Coast FIRE essentially means that you save money until the point at which your investment portfolio will most likely ensure you reach FI sometime in the future without you having to save anymore.
It reaches a certain (much earlier) point, after which you stop saving, “coast” through life and simply let your portfolio grow with time. Until it grows large enough for you to reach FI.
While your portfolio is working for you, you just need to find a way to cover your living expenses. You now have the flexibility to work less and/or get a more fulfilling but lower paying job as long as it covers your living expenses.
If the name is any indication, Barista FIRE means that you will need to have a part time job making coffee. Well, not necessarily, but a part time job nonetheless where you will need to trade hours of work for money.
Barista FIRE is similar to Coast FIRE in the sense that you’re not fully FI but still in a position to benefit from some flexibility.
The key difference with Coast FIRE is that you don’t necessarily have to cover your living expenses with your job. You will supplement your earned income by withdrawing from your portfolio (according to your safe withdrawal rate) to cover the balance of your expenses.
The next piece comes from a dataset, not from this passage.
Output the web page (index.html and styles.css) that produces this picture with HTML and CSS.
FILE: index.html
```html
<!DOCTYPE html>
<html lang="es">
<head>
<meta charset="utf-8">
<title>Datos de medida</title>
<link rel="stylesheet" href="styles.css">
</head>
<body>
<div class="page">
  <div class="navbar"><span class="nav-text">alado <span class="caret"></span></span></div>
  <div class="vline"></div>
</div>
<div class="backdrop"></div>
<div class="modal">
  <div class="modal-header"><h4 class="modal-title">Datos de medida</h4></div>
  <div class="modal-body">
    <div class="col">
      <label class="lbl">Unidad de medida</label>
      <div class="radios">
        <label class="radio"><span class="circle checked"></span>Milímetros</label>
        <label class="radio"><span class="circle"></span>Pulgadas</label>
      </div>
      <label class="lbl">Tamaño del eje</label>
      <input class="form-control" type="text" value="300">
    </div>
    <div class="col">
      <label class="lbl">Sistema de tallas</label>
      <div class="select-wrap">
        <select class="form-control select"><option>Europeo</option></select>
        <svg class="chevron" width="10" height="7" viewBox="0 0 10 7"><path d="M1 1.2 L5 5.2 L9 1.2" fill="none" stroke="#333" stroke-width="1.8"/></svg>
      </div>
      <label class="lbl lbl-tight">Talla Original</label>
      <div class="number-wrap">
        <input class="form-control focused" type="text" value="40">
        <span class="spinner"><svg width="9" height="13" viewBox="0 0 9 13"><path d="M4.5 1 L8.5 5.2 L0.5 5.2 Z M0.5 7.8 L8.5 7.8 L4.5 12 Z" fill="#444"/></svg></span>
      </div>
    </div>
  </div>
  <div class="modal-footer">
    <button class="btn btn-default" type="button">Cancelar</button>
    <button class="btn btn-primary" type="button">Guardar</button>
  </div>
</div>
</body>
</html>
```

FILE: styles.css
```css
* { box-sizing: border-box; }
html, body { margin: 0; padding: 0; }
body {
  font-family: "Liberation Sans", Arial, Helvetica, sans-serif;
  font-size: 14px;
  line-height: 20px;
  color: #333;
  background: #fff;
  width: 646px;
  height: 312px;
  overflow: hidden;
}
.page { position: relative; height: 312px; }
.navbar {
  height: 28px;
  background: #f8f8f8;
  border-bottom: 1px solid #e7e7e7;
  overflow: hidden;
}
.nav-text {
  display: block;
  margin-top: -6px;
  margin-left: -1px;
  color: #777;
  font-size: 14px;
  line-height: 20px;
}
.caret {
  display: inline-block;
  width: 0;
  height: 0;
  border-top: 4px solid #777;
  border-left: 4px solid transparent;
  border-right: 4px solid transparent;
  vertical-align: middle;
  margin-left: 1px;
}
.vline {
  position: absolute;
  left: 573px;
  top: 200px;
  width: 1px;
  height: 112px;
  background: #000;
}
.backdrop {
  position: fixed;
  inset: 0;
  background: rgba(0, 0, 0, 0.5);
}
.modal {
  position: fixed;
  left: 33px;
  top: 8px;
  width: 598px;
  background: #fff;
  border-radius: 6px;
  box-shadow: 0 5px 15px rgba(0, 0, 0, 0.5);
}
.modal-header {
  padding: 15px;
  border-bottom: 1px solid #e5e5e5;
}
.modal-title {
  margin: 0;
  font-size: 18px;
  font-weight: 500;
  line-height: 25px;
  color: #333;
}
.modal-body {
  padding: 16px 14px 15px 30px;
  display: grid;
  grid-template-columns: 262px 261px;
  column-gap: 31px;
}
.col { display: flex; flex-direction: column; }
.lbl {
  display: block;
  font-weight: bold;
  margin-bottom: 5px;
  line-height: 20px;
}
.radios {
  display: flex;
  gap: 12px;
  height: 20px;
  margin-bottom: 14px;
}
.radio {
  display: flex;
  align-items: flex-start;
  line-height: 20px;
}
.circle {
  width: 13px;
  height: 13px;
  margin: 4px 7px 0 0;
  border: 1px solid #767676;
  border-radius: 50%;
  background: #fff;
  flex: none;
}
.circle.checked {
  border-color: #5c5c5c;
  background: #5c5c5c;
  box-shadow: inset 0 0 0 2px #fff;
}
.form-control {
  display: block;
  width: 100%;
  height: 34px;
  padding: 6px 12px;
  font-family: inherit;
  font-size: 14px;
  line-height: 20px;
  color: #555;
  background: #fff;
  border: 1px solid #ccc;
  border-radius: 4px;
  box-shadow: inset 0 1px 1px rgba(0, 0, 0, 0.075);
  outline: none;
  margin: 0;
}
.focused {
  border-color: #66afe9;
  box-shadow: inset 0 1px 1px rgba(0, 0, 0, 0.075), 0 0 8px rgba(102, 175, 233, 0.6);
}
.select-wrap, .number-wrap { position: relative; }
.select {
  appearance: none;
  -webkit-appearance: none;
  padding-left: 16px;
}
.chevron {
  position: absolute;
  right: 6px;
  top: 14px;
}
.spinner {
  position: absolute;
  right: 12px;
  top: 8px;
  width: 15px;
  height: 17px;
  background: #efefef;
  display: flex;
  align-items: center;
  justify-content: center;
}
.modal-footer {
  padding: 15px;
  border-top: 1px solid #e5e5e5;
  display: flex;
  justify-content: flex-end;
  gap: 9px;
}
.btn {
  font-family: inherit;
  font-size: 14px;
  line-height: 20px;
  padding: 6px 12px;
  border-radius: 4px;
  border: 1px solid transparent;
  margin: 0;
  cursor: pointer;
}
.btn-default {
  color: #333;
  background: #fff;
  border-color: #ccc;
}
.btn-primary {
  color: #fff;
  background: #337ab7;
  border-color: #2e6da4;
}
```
But the result is essentially the same, you now have the flexibility to work less and/or get a more fulfilling but lower paying job as long as both your job and your portfolio withdrawals, together, cover your living expenses.
OK, enough with the theory, you now have a good (enough) overview of the FIRE movement.
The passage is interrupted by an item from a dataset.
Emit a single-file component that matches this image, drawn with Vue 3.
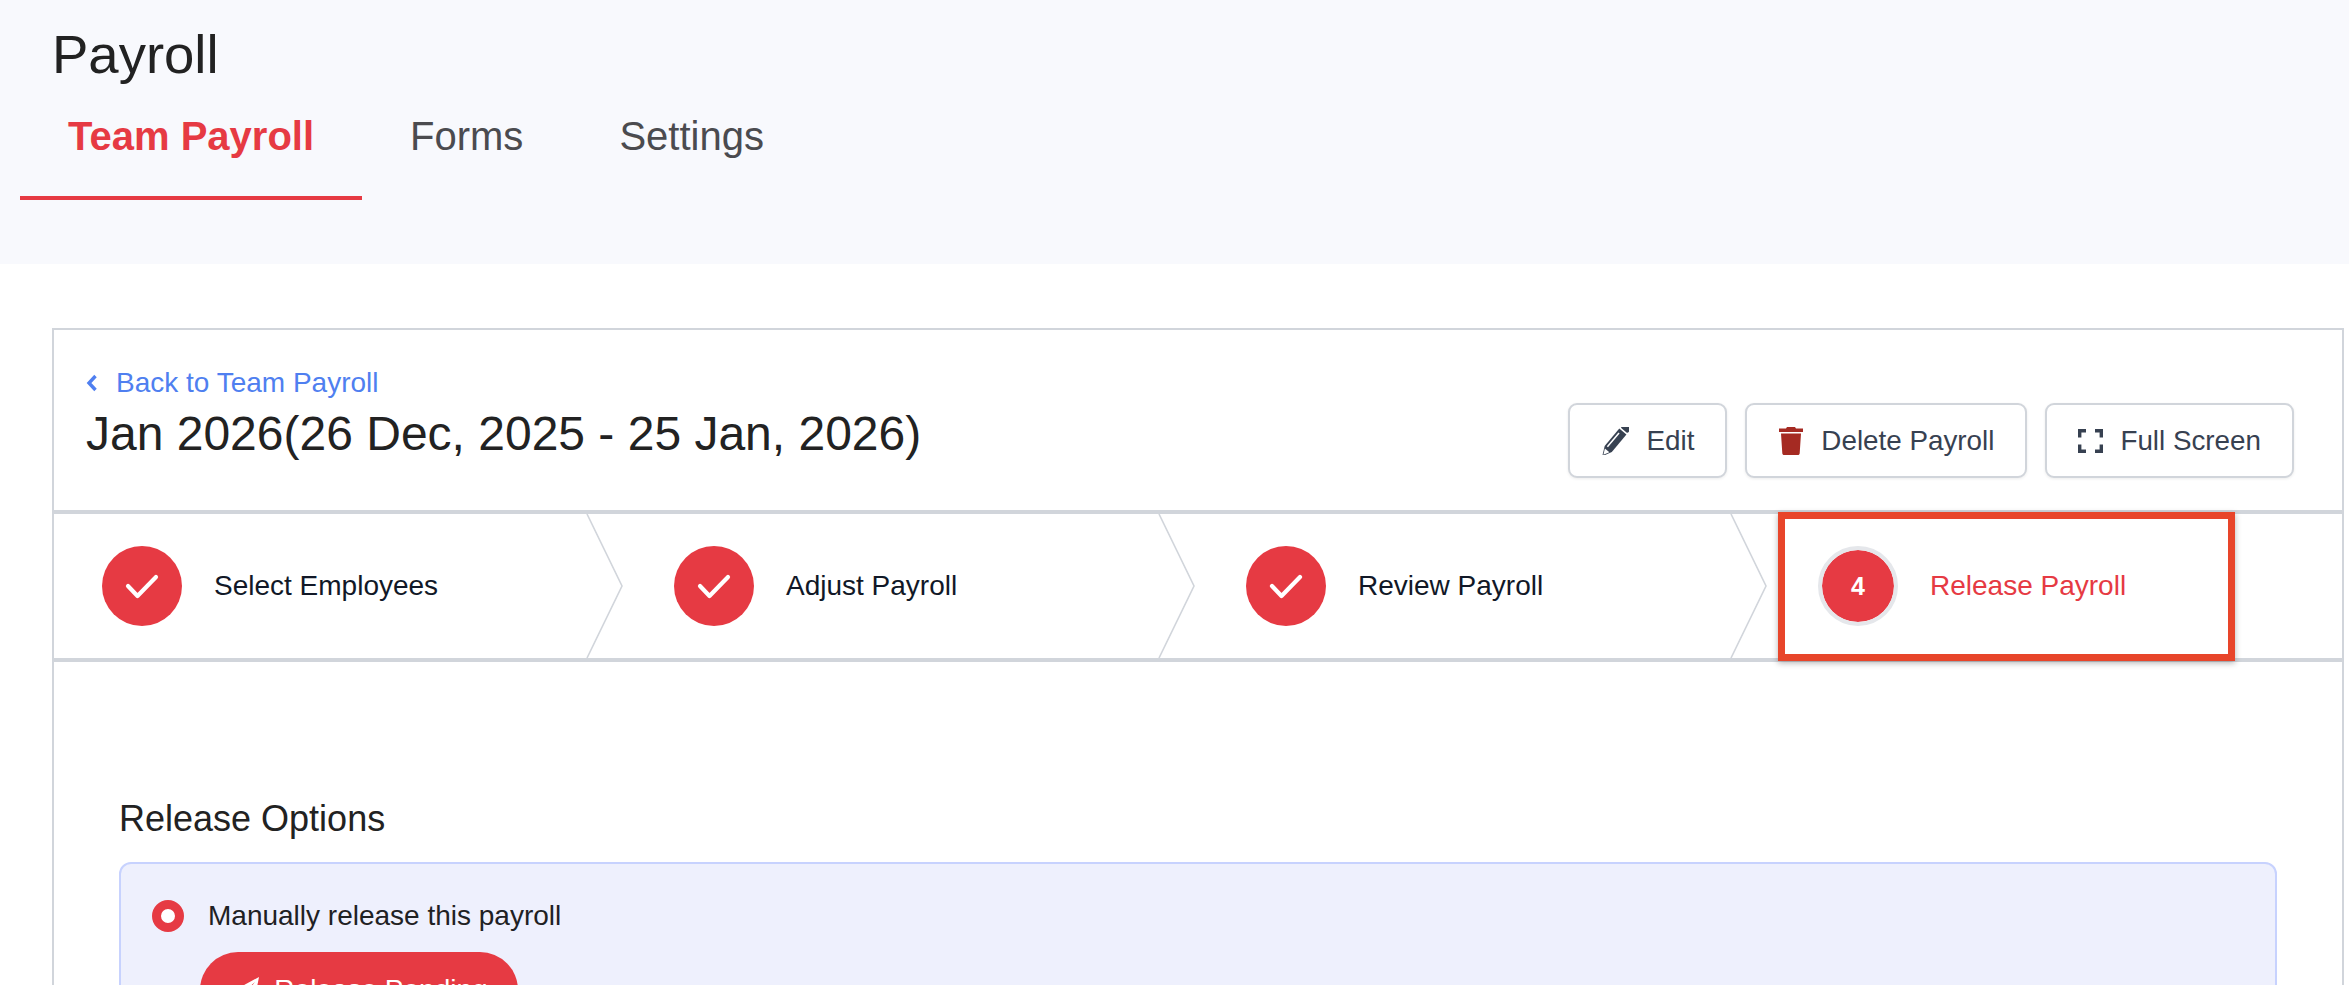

Onto the good stuff, it’s time to ignite your FIRE!
What does Financial Independence really mean, to you
Do you know anyone who retired between 25-40 after hitting an FI number ranging from 600K to 1.2M euros or USD and then stopped earning money completely?
I don’t, and I’ve been following the community for a while.
Financial Independence is more than hitting a number and more than being free not to work ever again. At its core, it’s about how you truly want to live your life.
Take the time to reflect. Why are you striving for financial independence?
Is it because:
- You hate your job?
- You hate having very little control of your time?
- You want to be in another country or location but the salaries are really low there?
- You want to spend a lot of time travelling?
- You want to work on your own projects or launch a business?
- All of the above? And more?
What I’m getting at is that you should be clear about what Financial Independence really means to you in terms of leading the life you want.
Something concrete, that goes beyond the “I want to be free to do what I want”.
Then the opportunities will really start to open up, and sooner than you think.
Ignite your FIRE, your own version of Financial Independence
You don’t have to choose between Lean Fire, Fat Fire, Coast Fire or Barista Fire to reach your goals.
In fact, I would argue that it would be detrimental to pigeon-hole yourself in categories defined by the community. Especially since you don’t have to.
Instead, start thinking about concrete practical possibilities that will steer you in the direction of the life you want to lead. How about:
- Reducing your working hours at your current job to work on a passion project
- Working part time in a job you love
- Working full time in a job you love but that maybe pays substantially less
- Having a side hustle or business you’re passionate about.
At this stage, I’ve purposefully kept the options limited to doing something you love. Because let’s face it, this is the ideal scenario.
Do you want to switch from a stressful job that pays well and that you don’t enjoy to a maybe less stressful job that pays badly, and that you don’t enjoy? It’s an option for sure but far from ideal. It’s much better to find something that will fulfill you.
Does Jeff need to work? What about Zuck? Billy G? My ol’ pal Warren?
Are they financially independent? Yes, and they still work.
“Find a job you enjoy doing, and you will never have to work a day in your life.” Mark Twain
Many people are stuck in the rat race because they don’t have the luxury to find meaningful work. If you are lucky enough to have the opportunity, you owe it to yourself to consider having a more fulfilling life. Explore different avenues.
Alternatively, it could be that you actually don’t mind your job that much. That you even like it (dare I say LOVE IT?) Or maybe your job provides incredible flexibility should you so wish.
In these cases consider negotiating part-time work in your current position to spend more time with your family or other pursuits.
Why not also consider taking regular unpaid leave or sabbaticals to recharge or launch a business.
I hope that you’re starting to see that your options are practically endless once you’ve reached a certain amount of financial security.
You don’t need to wait for decades until you have reached the FI number that will beyond the shadow of a doubt allow you to stop working forever. Especially since you’ll probably not want to stop working forever anyways. At least if you’re still relatively young.
You’re striving for FI, you’re a go-getter! Are you really going to spend your life lounging around all day?
If you’re clear about what you want and what financial independence means to you, then you can tailor your financial goals in the best way to empower you to… go for it!
To achieve your real goals and maximise your chances to a happy life.
This means saving enough money (save smart, not hard), to give you the confidence to start taking a few more calculated risks to transition towards your ideal lifestyle.
As you save more and more money at some point you need to realize that;
- You’ll have the flexibility to work less in a job you don’t like or working for less in a job you love.
- You’ll have the flexibility to withdraw from your portfolio or let it grow.
- You’ll be able to mix and match as you see fit and as your situation evolves.
So even if you’re not able to save enough to be completely FI, all is not lost and it’s not too late to start. You’ll always be better off by applying good financial habits even if you don’t reach full FI.
You’ll just have to settle for your own version of financial independence, your FIRE. And enjoy a fulfilling life.
Don’t run away from the life you have now but run towards the life you want to lead and, while you’re at it, bask in the journey.
So? What does Financial Independence really mean to you? Are you ready to ignite your FIRE?